Foreclosures that drag on in the court system for months, even years, are costing Ohio between $24 million and $129 million, according to a new study by Federal Reserve Bank of Cleveland researchers. The study argues that fast-tracking foreclosures of vacant properties could save a lot of money by reducing deadweight losses, such as the accelerated depreciation of these homes and their ultimately lower resale prices.
The quickest foreclosures take about six months in Ohio, but the process averages about 18 months. Although the estimated savings may seem attractive, the belief that such expedited foreclosures would apply only to vacant properties is problematic.
Judicial foreclosure laws in Ohio and other states were written to safeguard owners from having their homes immediately taken out from under them by creditors because of a defaulted loan or unpaid property taxes. The process is not perfect, but extended stays often allow those who have lost household income because of unemployment, reduced work hours, or catastrophic illness the time to save enough money to relocate, or work out monetary arrangements with family members or creditors.
The Cleveland Fed study concedes: “Crafting legislation that adequately balances the interests of creditors and homeowners while meaningfully fast-tracking foreclosures is no simple task, and would likely require the input of creditors, communities, foreclosure attorneys, and the judiciary.”
Ohio’s housing market is rebounding, as is its overall economy, but there were still more than 70,000 foreclosures filed in 2012, the latest year for which figures are available. Imagine the effect on those individuals and families, with few or no options, who were forced out of their homes within weeks.
It would be nearly impossible to identify which properties have been abandoned. Would bank employees and local government officials drive by or peer through windows to determine whether the homeowner still bunks there?
The study’s assertion that vacant properties could be moved more quickly through the court system by holding a single hearing is questionable. If a homeowner doesn’t respond to the hearing notice, the property could be transferred to the lender or put up for sale earlier, the researchers suggest.

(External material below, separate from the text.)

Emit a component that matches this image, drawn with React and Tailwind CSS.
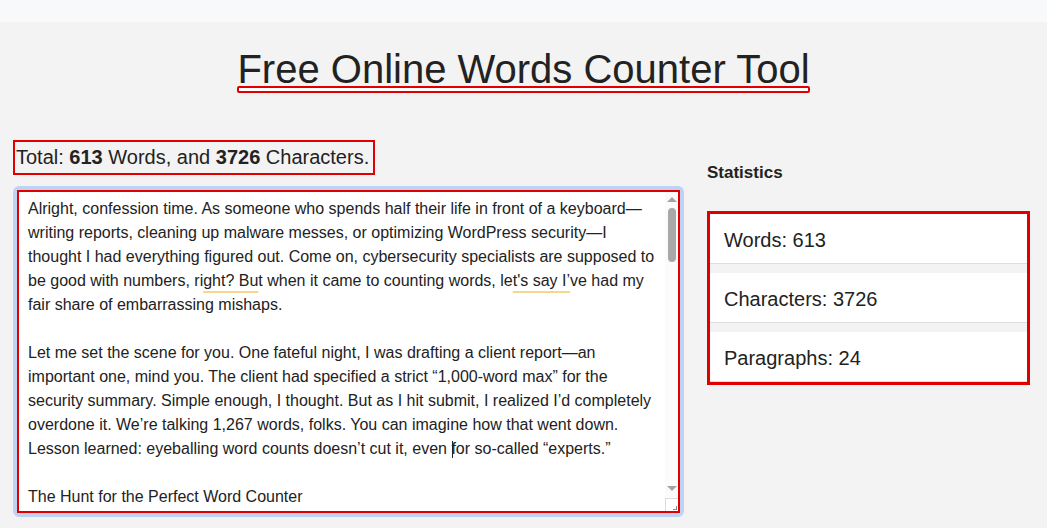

Someone who is facing foreclosure is likely hounded by numerous creditors and may not be able to respond immediately. Yes, Americans are responsible for their pocketbooks and should behave as adults who meet their responsibilities.
But foreclosure is scary, and phone calls and letters may be initially overwhelming. Some homeowners signed on for mortgages that were beyond their means. But there are also victims of the financial crisis who were approved for mortgages they could never afford.
The Fed study reinforced actions in the General Assembly. Last year, bipartisan fast-track foreclosure legislation for abandoned properties was introduced in the state House. The bill is in a committee and is expected to reach the House floor this year.
If this measure moves forward, lawmakers must consider the dire consequences of potentially pushing tens of thousands of Ohioans onto the street. Unless there are guarantees that only abandoned homes will be fast-tracked for foreclosure — and how could there be such guarantees? — this legislation needs to be sidelined.